**Dataset excerpt:**
[START]

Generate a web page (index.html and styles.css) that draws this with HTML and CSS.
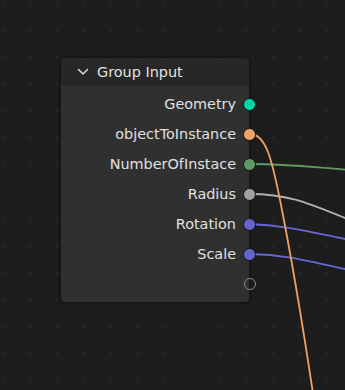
FILE: index.html
```html
<!DOCTYPE html>
<html>
<head>
<meta charset="utf-8">
<link rel="stylesheet" href="styles.css">
</head>
<body>
<div class="canvas">
  <svg class="wires" width="345" height="390" viewBox="0 0 345 390">
    <path class="wire" d="M250 164 C 290 164, 310 167, 350 170" stroke="#5f9a62"/>
    <path class="wire" d="M250 194 C 290 194, 310 204, 350 220" stroke="#b2b2b2"/>
    <path class="wire" d="M250 224 C 290 226, 310 232, 350 240" stroke="#6767d2"/>
    <path class="wire" d="M250 254 C 290 255, 310 262, 350 270" stroke="#6767d2"/>
    <path class="wire" d="M250 134 C 266 134, 272 160, 280 200 C 291 255, 302 320, 314 400" stroke="#eea062"/>
  </svg>
  <div class="node">
    <div class="node-header">
      <svg class="chevron" width="12" height="8" viewBox="0 0 12 8"><path d="M1.5 1.5 L6 6 L10.5 1.5" fill="none" stroke="#dcdcdc" stroke-width="1.5" stroke-linecap="round" stroke-linejoin="round"/></svg>
      <span class="title">Group Input</span>
    </div>
    <div class="node-body">
      <div class="row"><span class="label">Geometry</span><span class="socket geo"></span></div>
      <div class="row"><span class="label">objectToInstance</span><span class="socket obj"></span></div>
      <div class="row"><span class="label">NumberOfInstace</span><span class="socket int"></span></div>
      <div class="row"><span class="label">Radius</span><span class="socket flt"></span></div>
      <div class="row"><span class="label">Rotation</span><span class="socket vec"></span></div>
      <div class="row"><span class="label">Scale</span><span class="socket vec"></span></div>
      <div class="row"><span class="socket empty"></span></div>
    </div>
  </div>
</div>
</body>
</html>
```
FILE: styles.css
```css
html, body {
  margin: 0;
  padding: 0;
}
body {
  width: 345px;
  height: 390px;
  overflow: hidden;
  background: #1d1d1d;
  font-family: "DejaVu Sans", sans-serif;
}
.canvas {
  position: relative;
  width: 345px;
  height: 390px;
  background-color: #1d1d1d;
  background-image: radial-gradient(circle, #2d2d2d 0.9px, transparent 1.3px);
  background-size: 27px 27px;
  background-position: -10.5px -10.5px;
}
.wires {
  position: absolute;
  left: 0;
  top: 0;
}
.wire {
  fill: none;
  stroke-width: 1.8;
}
.node {
  position: absolute;
  left: 60px;
  top: 57px;
  width: 190px;
  height: 246px;
  box-sizing: border-box;
  border: 1px solid #151515;
  border-radius: 5px;
  background: #303030;
  box-shadow: 0 0 3px rgba(0,0,0,0.5);
  display: flex;
  flex-direction: column;
}
.node-header {
  height: 28px;
  background: #272727;
  border-radius: 4px 4px 0 0;
  display: flex;
  align-items: center;
  padding-left: 16px;
  gap: 8px;
  color: #e2e2e2;
  font-size: 14.4px;
}
.chevron {
  display: block;
}
.node-body {
  padding-top: 3px;
  display: flex;
  flex-direction: column;
}
.row {
  height: 30px;
  display: flex;
  align-items: center;
  justify-content: flex-end;
  gap: 7px;
  margin-right: -7px;
}
.label {
  color: #e0e0e0;
  font-size: 14.4px;
}
.socket {
  width: 11px;
  height: 11px;
  border-radius: 50%;
  border: 1px solid #141414;
  position: relative;
  z-index: 1;
}
.geo { background: #00d6a3; }
.obj { background: #eda46a; }
.int { background: #5f9a62; }
.flt { background: #a1a1a1; }
.vec { background: #6464cc; }
.empty {
  background: transparent;
  border: 1.5px solid #8a8a8a;
  width: 10px;
  height: 10px;
}
```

[END]

**Short exercise:**
Write out the listing above again, exactly, but with no pictures in the copy.

**Complete response:**
Generate a web page (index.html and styles.css) that draws this with HTML and CSS.
FILE: index.html
```html
<!DOCTYPE html>
<html>
<head>
<meta charset="utf-8">
<link rel="stylesheet" href="styles.css">
</head>
<body>
<div class="canvas">
  <svg class="wires" width="345" height="390" viewBox="0 0 345 390">
    <path class="wire" d="M250 164 C 290 164, 310 167, 350 170" stroke="#5f9a62"/>
    <path class="wire" d="M250 194 C 290 194, 310 204, 350 220" stroke="#b2b2b2"/>
    <path class="wire" d="M250 224 C 290 226, 310 232, 350 240" stroke="#6767d2"/>
    <path class="wire" d="M250 254 C 290 255, 310 262, 350 270" stroke="#6767d2"/>
    <path class="wire" d="M250 134 C 266 134, 272 160, 280 200 C 291 255, 302 320, 314 400" stroke="#eea062"/>
  </svg>
  <div class="node">
    <div class="node-header">
      <svg class="chevron" width="12" height="8" viewBox="0 0 12 8"><path d="M1.5 1.5 L6 6 L10.5 1.5" fill="none" stroke="#dcdcdc" stroke-width="1.5" stroke-linecap="round" stroke-linejoin="round"/></svg>
      <span class="title">Group Input</span>
    </div>
    <div class="node-body">
      <div class="row"><span class="label">Geometry</span><span class="socket geo"></span></div>
      <div class="row"><span class="label">objectToInstance</span><span class="socket obj"></span></div>
      <div class="row"><span class="label">NumberOfInstace</span><span class="socket int"></span></div>
      <div class="row"><span class="label">Radius</span><span class="socket flt"></span></div>
      <div class="row"><span class="label">Rotation</span><span class="socket vec"></span></div>
      <div class="row"><span class="label">Scale</span><span class="socket vec"></span></div>
      <div class="row"><span class="socket empty"></span></div>
    </div>
  </div>
</div>
</body>
</html>
```
FILE: styles.css
```css
html, body {
  margin: 0;
  padding: 0;
}
body {
  width: 345px;
  height: 390px;
  overflow: hidden;
  background: #1d1d1d;
  font-family: "DejaVu Sans", sans-serif;
}
.canvas {
  position: relative;
  width: 345px;
  height: 390px;
  background-color: #1d1d1d;
  background-image: radial-gradient(circle, #2d2d2d 0.9px, transparent 1.3px);
  background-size: 27px 27px;
  background-position: -10.5px -10.5px;
}
.wires {
  position: absolute;
  left: 0;
  top: 0;
}
.wire {
  fill: none;
  stroke-width: 1.8;
}
.node {
  position: absolute;
  left: 60px;
  top: 57px;
  width: 190px;
  height: 246px;
  box-sizing: border-box;
  border: 1px solid #151515;
  border-radius: 5px;
  background: #303030;
  box-shadow: 0 0 3px rgba(0,0,0,0.5);
  display: flex;
  flex-direction: column;
}
.node-header {
  height: 28px;
  background: #272727;
  border-radius: 4px 4px 0 0;
  display: flex;
  align-items: center;
  padding-left: 16px;
  gap: 8px;
  color: #e2e2e2;
  font-size: 14.4px;
}
.chevron {
  display: block;
}
.node-body {
  padding-top: 3px;
  display: flex;
  flex-direction: column;
}
.row {
  height: 30px;
  display: flex;
  align-items: center;
  justify-content: flex-end;
  gap: 7px;
  margin-right: -7px;
}
.label {
  color: #e0e0e0;
  font-size: 14.4px;
}
.socket {
  width: 11px;
  height: 11px;
  border-radius: 50%;
  border: 1px solid #141414;
  position: relative;
  z-index: 1;
}
.geo { background: #00d6a3; }
.obj { background: #eda46a; }
.int { background: #5f9a62; }
.flt { background: #a1a1a1; }
.vec { background: #6464cc; }
.empty {
  background: transparent;
  border: 1.5px solid #8a8a8a;
  width: 10px;
  height: 10px;
}
```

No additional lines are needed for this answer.